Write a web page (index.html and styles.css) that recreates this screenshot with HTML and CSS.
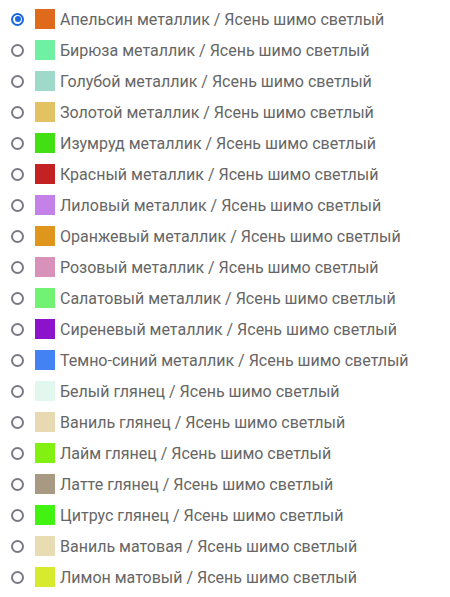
FILE: index.html
```html
<!DOCTYPE html>
<html lang="ru">
<head>
<meta charset="utf-8">
<link rel="stylesheet" href="styles.css">
</head>
<body>
<ul class="options">
  <li class="option"><span class="radio checked"></span><span class="swatch" style="background:#df6a1c"></span><span class="label">Апельсин металлик / Ясень шимо светлый</span></li>
  <li class="option"><span class="radio"></span><span class="swatch" style="background:#6ff0a2"></span><span class="label">Бирюза металлик / Ясень шимо светлый</span></li>
  <li class="option"><span class="radio"></span><span class="swatch" style="background:#9fd9c9"></span><span class="label">Голубой металлик / Ясень шимо светлый</span></li>
  <li class="option"><span class="radio"></span><span class="swatch" style="background:#e2c262"></span><span class="label">Золотой металлик / Ясень шимо светлый</span></li>
  <li class="option"><span class="radio"></span><span class="swatch" style="background:#42e012"></span><span class="label">Изумруд металлик / Ясень шимо светлый</span></li>
  <li class="option"><span class="radio"></span><span class="swatch" style="background:#c42222"></span><span class="label">Красный металлик / Ясень шимо светлый</span></li>
  <li class="option"><span class="radio"></span><span class="swatch" style="background:#c482e8"></span><span class="label">Лиловый металлик / Ясень шимо светлый</span></li>
  <li class="option"><span class="radio"></span><span class="swatch" style="background:#e0961c"></span><span class="label">Оранжевый металлик / Ясень шимо светлый</span></li>
  <li class="option"><span class="radio"></span><span class="swatch" style="background:#d892ba"></span><span class="label">Розовый металлик / Ясень шимо светлый</span></li>
  <li class="option"><span class="radio"></span><span class="swatch" style="background:#72f272"></span><span class="label">Салатовый металлик / Ясень шимо светлый</span></li>
  <li class="option"><span class="radio"></span><span class="swatch" style="background:#8c12cc"></span><span class="label">Сиреневый металлик / Ясень шимо светлый</span></li>
  <li class="option"><span class="radio"></span><span class="swatch" style="background:#4282f2"></span><span class="label">Темно-синий металлик / Ясень шимо светлый</span></li>
  <li class="option"><span class="radio"></span><span class="swatch" style="background:#e2f8ee"></span><span class="label">Белый глянец / Ясень шимо светлый</span></li>
  <li class="option"><span class="radio"></span><span class="swatch" style="background:#e8d9b2"></span><span class="label">Ваниль глянец / Ясень шимо светлый</span></li>
  <li class="option"><span class="radio"></span><span class="swatch" style="background:#82f010"></span><span class="label">Лайм глянец / Ясень шимо светлый</span></li>
  <li class="option"><span class="radio"></span><span class="swatch" style="background:#a89a82"></span><span class="label">Латте глянец / Ясень шимо светлый</span></li>
  <li class="option"><span class="radio"></span><span class="swatch" style="background:#42f210"></span><span class="label">Цитрус глянец / Ясень шимо светлый</span></li>
  <li class="option"><span class="radio"></span><span class="swatch" style="background:#e8dcb2"></span><span class="label">Ваниль матовая / Ясень шимо светлый</span></li>
  <li class="option"><span class="radio"></span><span class="swatch" style="background:#d8ea2e"></span><span class="label">Лимон матовый / Ясень шимо светлый</span></li>
</ul>
</body>
</html>
```
FILE: styles.css
```css
html, body {
  margin: 0;
  padding: 0;
  background: #ffffff;
}
body {
  font-family: Roboto, "Liberation Sans", Arial, sans-serif;
  font-size: 16px;
  color: #666666;
}
.options {
  list-style: none;
  margin: 0;
  padding: 3.5px 0 0 11px;
}
.option {
  display: flex;
  align-items: center;
  height: 31px;
}
.radio {
  box-sizing: border-box;
  width: 13px;
  height: 13px;
  border: 2px solid #7a7a86;
  border-radius: 50%;
  flex: none;
  position: relative;
}
.radio.checked {
  border-color: #1a66e0;
}
.radio.checked::after {
  content: "";
  position: absolute;
  left: 1.5px;
  top: 1.5px;
  width: 6px;
  height: 6px;
  border-radius: 50%;
  background: #1a66e0;
}
.swatch {
  width: 20px;
  height: 20px;
  margin-left: 11px;
  flex: none;
}
.label {
  margin-left: 5px;
  white-space: nowrap;
}
```
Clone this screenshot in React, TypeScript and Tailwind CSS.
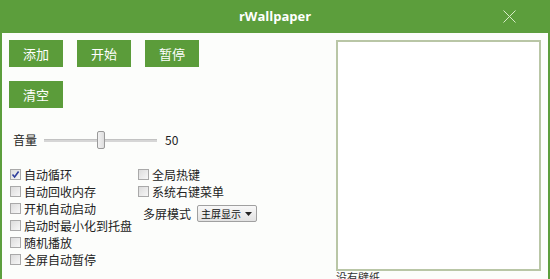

------------------------------------------------

Written exercise: All of the material above is to be copied exactly, except for its images.

Reply to the exercise:
Write a web page (index.html and styles.css) that recreates this screenshot with HTML and CSS.
FILE: index.html
```html
<!DOCTYPE html>
<html lang="ru">
<head>
<meta charset="utf-8">
<link rel="stylesheet" href="styles.css">
</head>
<body>
<ul class="options">
  <li class="option"><span class="radio checked"></span><span class="swatch" style="background:#df6a1c"></span><span class="label">Апельсин металлик / Ясень шимо светлый</span></li>
  <li class="option"><span class="radio"></span><span class="swatch" style="background:#6ff0a2"></span><span class="label">Бирюза металлик / Ясень шимо светлый</span></li>
  <li class="option"><span class="radio"></span><span class="swatch" style="background:#9fd9c9"></span><span class="label">Голубой металлик / Ясень шимо светлый</span></li>
  <li class="option"><span class="radio"></span><span class="swatch" style="background:#e2c262"></span><span class="label">Золотой металлик / Ясень шимо светлый</span></li>
  <li class="option"><span class="radio"></span><span class="swatch" style="background:#42e012"></span><span class="label">Изумруд металлик / Ясень шимо светлый</span></li>
  <li class="option"><span class="radio"></span><span class="swatch" style="background:#c42222"></span><span class="label">Красный металлик / Ясень шимо светлый</span></li>
  <li class="option"><span class="radio"></span><span class="swatch" style="background:#c482e8"></span><span class="label">Лиловый металлик / Ясень шимо светлый</span></li>
  <li class="option"><span class="radio"></span><span class="swatch" style="background:#e0961c"></span><span class="label">Оранжевый металлик / Ясень шимо светлый</span></li>
  <li class="option"><span class="radio"></span><span class="swatch" style="background:#d892ba"></span><span class="label">Розовый металлик / Ясень шимо светлый</span></li>
  <li class="option"><span class="radio"></span><span class="swatch" style="background:#72f272"></span><span class="label">Салатовый металлик / Ясень шимо светлый</span></li>
  <li class="option"><span class="radio"></span><span class="swatch" style="background:#8c12cc"></span><span class="label">Сиреневый металлик / Ясень шимо светлый</span></li>
  <li class="option"><span class="radio"></span><span class="swatch" style="background:#4282f2"></span><span class="label">Темно-синий металлик / Ясень шимо светлый</span></li>
  <li class="option"><span class="radio"></span><span class="swatch" style="background:#e2f8ee"></span><span class="label">Белый глянец / Ясень шимо светлый</span></li>
  <li class="option"><span class="radio"></span><span class="swatch" style="background:#e8d9b2"></span><span class="label">Ваниль глянец / Ясень шимо светлый</span></li>
  <li class="option"><span class="radio"></span><span class="swatch" style="background:#82f010"></span><span class="label">Лайм глянец / Ясень шимо светлый</span></li>
  <li class="option"><span class="radio"></span><span class="swatch" style="background:#a89a82"></span><span class="label">Латте глянец / Ясень шимо светлый</span></li>
  <li class="option"><span class="radio"></span><span class="swatch" style="background:#42f210"></span><span class="label">Цитрус глянец / Ясень шимо светлый</span></li>
  <li class="option"><span class="radio"></span><span class="swatch" style="background:#e8dcb2"></span><span class="label">Ваниль матовая / Ясень шимо светлый</span></li>
  <li class="option"><span class="radio"></span><span class="swatch" style="background:#d8ea2e"></span><span class="label">Лимон матовый / Ясень шимо светлый</span></li>
</ul>
</body>
</html>
```
FILE: styles.css
```css
html, body {
  margin: 0;
  padding: 0;
  background: #ffffff;
}
body {
  font-family: Roboto, "Liberation Sans", Arial, sans-serif;
  font-size: 16px;
  color: #666666;
}
.options {
  list-style: none;
  margin: 0;
  padding: 3.5px 0 0 11px;
}
.option {
  display: flex;
  align-items: center;
  height: 31px;
}
.radio {
  box-sizing: border-box;
  width: 13px;
  height: 13px;
  border: 2px solid #7a7a86;
  border-radius: 50%;
  flex: none;
  position: relative;
}
.radio.checked {
  border-color: #1a66e0;
}
.radio.checked::after {
  content: "";
  position: absolute;
  left: 1.5px;
  top: 1.5px;
  width: 6px;
  height: 6px;
  border-radius: 50%;
  background: #1a66e0;
}
.swatch {
  width: 20px;
  height: 20px;
  margin-left: 11px;
  flex: none;
}
.label {
  margin-left: 5px;
  white-space: nowrap;
}
```
Clone this screenshot in React, TypeScript and Tailwind CSS.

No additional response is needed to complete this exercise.